• EXERCISE BRIEF:
Repeat the lines below exactly as they appear, but leave out the images.

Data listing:
━━━━

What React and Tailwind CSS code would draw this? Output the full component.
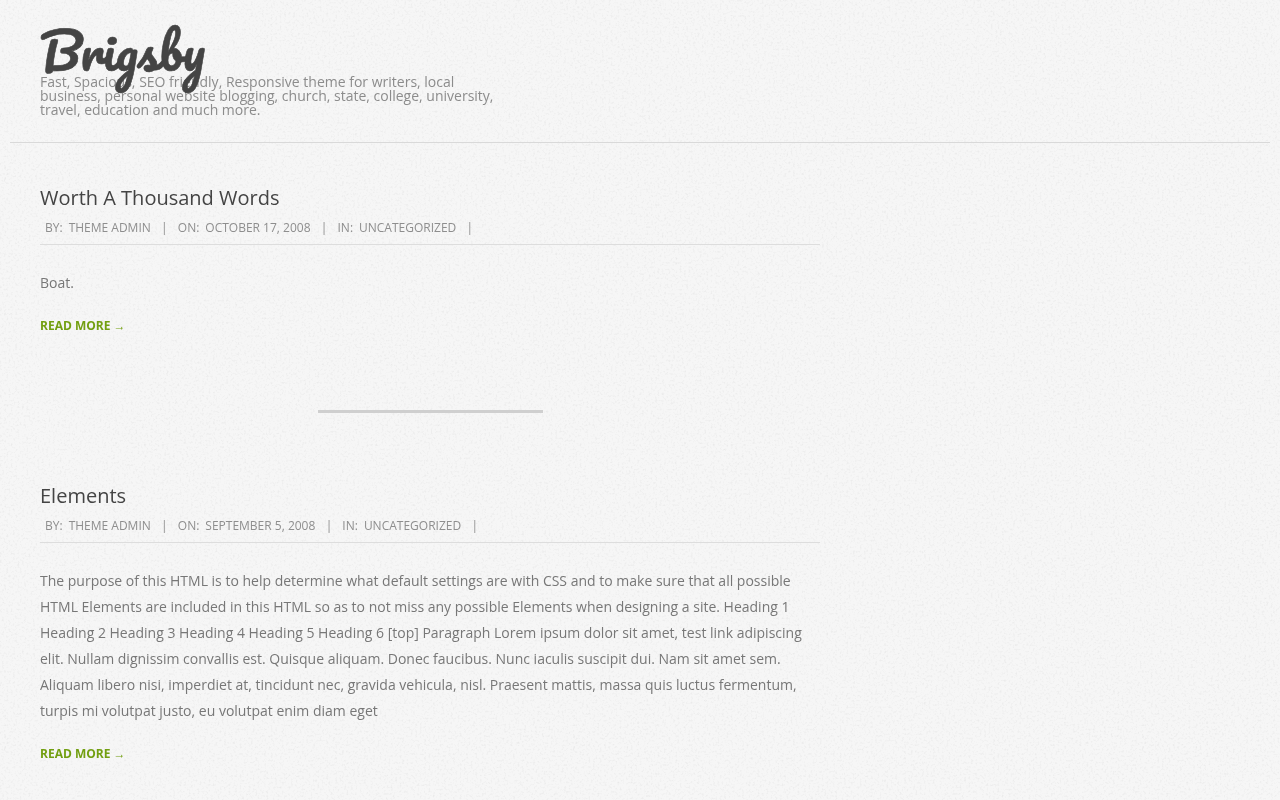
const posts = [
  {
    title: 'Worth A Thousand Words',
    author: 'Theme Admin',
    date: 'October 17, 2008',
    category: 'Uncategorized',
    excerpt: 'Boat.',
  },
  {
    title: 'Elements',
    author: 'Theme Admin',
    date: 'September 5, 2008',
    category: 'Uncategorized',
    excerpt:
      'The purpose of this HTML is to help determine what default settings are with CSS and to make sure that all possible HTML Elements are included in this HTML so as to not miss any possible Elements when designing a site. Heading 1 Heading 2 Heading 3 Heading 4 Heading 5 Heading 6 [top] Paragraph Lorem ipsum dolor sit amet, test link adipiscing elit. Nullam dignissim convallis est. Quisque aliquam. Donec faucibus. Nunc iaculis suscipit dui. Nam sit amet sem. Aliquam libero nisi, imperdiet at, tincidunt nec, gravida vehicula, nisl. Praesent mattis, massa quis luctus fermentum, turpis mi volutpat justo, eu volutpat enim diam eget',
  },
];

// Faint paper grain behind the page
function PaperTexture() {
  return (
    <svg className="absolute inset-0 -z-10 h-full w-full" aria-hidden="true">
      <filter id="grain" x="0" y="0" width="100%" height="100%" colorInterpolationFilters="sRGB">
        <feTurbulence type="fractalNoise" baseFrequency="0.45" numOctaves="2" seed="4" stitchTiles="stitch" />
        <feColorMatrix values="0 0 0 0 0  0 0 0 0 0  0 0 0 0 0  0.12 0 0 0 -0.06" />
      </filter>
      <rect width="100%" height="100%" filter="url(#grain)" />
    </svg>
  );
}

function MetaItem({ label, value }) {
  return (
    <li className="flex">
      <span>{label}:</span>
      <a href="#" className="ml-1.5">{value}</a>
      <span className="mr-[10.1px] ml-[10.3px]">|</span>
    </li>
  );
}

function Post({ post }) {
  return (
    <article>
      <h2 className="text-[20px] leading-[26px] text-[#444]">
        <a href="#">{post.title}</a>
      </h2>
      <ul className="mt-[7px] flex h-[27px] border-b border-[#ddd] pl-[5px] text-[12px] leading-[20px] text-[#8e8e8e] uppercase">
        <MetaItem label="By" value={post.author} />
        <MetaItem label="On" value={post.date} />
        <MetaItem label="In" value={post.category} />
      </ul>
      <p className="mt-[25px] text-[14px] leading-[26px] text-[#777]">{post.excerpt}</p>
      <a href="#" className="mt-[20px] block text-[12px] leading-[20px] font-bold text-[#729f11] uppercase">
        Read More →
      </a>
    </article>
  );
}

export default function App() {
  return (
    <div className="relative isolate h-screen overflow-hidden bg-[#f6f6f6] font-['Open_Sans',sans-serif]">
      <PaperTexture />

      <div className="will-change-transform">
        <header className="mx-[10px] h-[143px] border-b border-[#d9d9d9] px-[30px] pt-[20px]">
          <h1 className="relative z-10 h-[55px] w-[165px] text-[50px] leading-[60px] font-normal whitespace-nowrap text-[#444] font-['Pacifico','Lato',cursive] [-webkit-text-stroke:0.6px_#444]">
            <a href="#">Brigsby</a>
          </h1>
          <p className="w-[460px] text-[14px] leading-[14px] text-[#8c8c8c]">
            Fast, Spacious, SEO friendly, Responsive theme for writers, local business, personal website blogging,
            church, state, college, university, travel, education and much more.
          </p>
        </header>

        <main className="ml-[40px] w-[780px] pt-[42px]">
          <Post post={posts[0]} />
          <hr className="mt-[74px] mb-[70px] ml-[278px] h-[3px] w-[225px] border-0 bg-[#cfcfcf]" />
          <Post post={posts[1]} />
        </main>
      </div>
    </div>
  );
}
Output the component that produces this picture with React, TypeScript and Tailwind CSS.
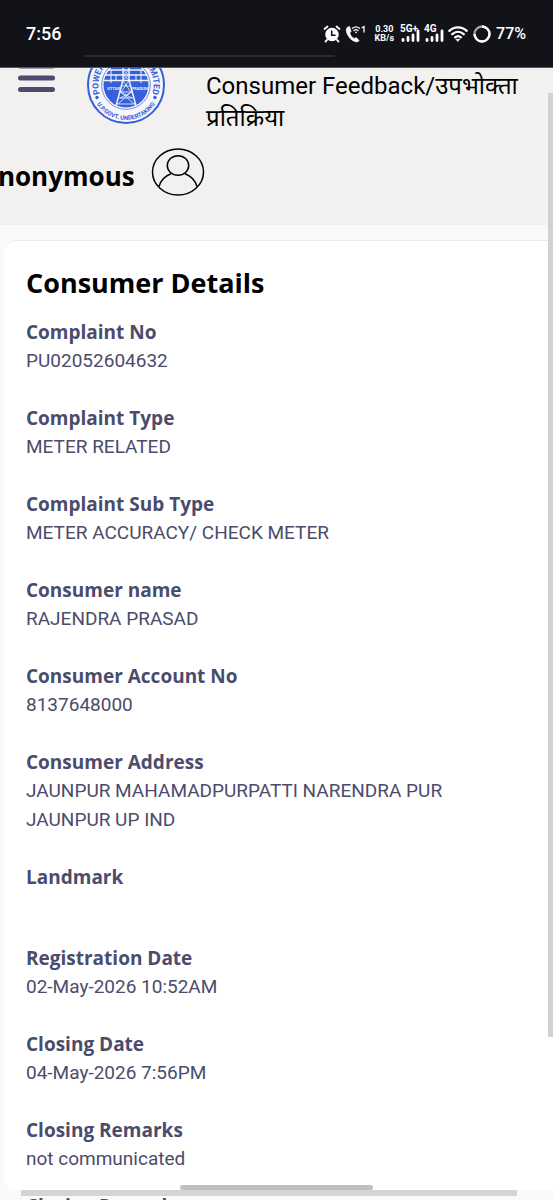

━━━━

• EXPECTED ANSWER:
What React and Tailwind CSS code would draw this? Output the full component.
const posts = [
  {
    title: 'Worth A Thousand Words',
    author: 'Theme Admin',
    date: 'October 17, 2008',
    category: 'Uncategorized',
    excerpt: 'Boat.',
  },
  {
    title: 'Elements',
    author: 'Theme Admin',
    date: 'September 5, 2008',
    category: 'Uncategorized',
    excerpt:
      'The purpose of this HTML is to help determine what default settings are with CSS and to make sure that all possible HTML Elements are included in this HTML so as to not miss any possible Elements when designing a site. Heading 1 Heading 2 Heading 3 Heading 4 Heading 5 Heading 6 [top] Paragraph Lorem ipsum dolor sit amet, test link adipiscing elit. Nullam dignissim convallis est. Quisque aliquam. Donec faucibus. Nunc iaculis suscipit dui. Nam sit amet sem. Aliquam libero nisi, imperdiet at, tincidunt nec, gravida vehicula, nisl. Praesent mattis, massa quis luctus fermentum, turpis mi volutpat justo, eu volutpat enim diam eget',
  },
];

// Faint paper grain behind the page
function PaperTexture() {
  return (
    <svg className="absolute inset-0 -z-10 h-full w-full" aria-hidden="true">
      <filter id="grain" x="0" y="0" width="100%" height="100%" colorInterpolationFilters="sRGB">
        <feTurbulence type="fractalNoise" baseFrequency="0.45" numOctaves="2" seed="4" stitchTiles="stitch" />
        <feColorMatrix values="0 0 0 0 0  0 0 0 0 0  0 0 0 0 0  0.12 0 0 0 -0.06" />
      </filter>
      <rect width="100%" height="100%" filter="url(#grain)" />
    </svg>
  );
}

function MetaItem({ label, value }) {
  return (
    <li className="flex">
      <span>{label}:</span>
      <a href="#" className="ml-1.5">{value}</a>
      <span className="mr-[10.1px] ml-[10.3px]">|</span>
    </li>
  );
}

function Post({ post }) {
  return (
    <article>
      <h2 className="text-[20px] leading-[26px] text-[#444]">
        <a href="#">{post.title}</a>
      </h2>
      <ul className="mt-[7px] flex h-[27px] border-b border-[#ddd] pl-[5px] text-[12px] leading-[20px] text-[#8e8e8e] uppercase">
        <MetaItem label="By" value={post.author} />
        <MetaItem label="On" value={post.date} />
        <MetaItem label="In" value={post.category} />
      </ul>
      <p className="mt-[25px] text-[14px] leading-[26px] text-[#777]">{post.excerpt}</p>
      <a href="#" className="mt-[20px] block text-[12px] leading-[20px] font-bold text-[#729f11] uppercase">
        Read More →
      </a>
    </article>
  );
}

export default function App() {
  return (
    <div className="relative isolate h-screen overflow-hidden bg-[#f6f6f6] font-['Open_Sans',sans-serif]">
      <PaperTexture />

      <div className="will-change-transform">
        <header className="mx-[10px] h-[143px] border-b border-[#d9d9d9] px-[30px] pt-[20px]">
          <h1 className="relative z-10 h-[55px] w-[165px] text-[50px] leading-[60px] font-normal whitespace-nowrap text-[#444] font-['Pacifico','Lato',cursive] [-webkit-text-stroke:0.6px_#444]">
            <a href="#">Brigsby</a>
          </h1>
          <p className="w-[460px] text-[14px] leading-[14px] text-[#8c8c8c]">
            Fast, Spacious, SEO friendly, Responsive theme for writers, local business, personal website blogging,
            church, state, college, university, travel, education and much more.
          </p>
        </header>

        <main className="ml-[40px] w-[780px] pt-[42px]">
          <Post post={posts[0]} />
          <hr className="mt-[74px] mb-[70px] ml-[278px] h-[3px] w-[225px] border-0 bg-[#cfcfcf]" />
          <Post post={posts[1]} />
        </main>
      </div>
    </div>
  );
}
Output the component that produces this picture with React, TypeScript and Tailwind CSS.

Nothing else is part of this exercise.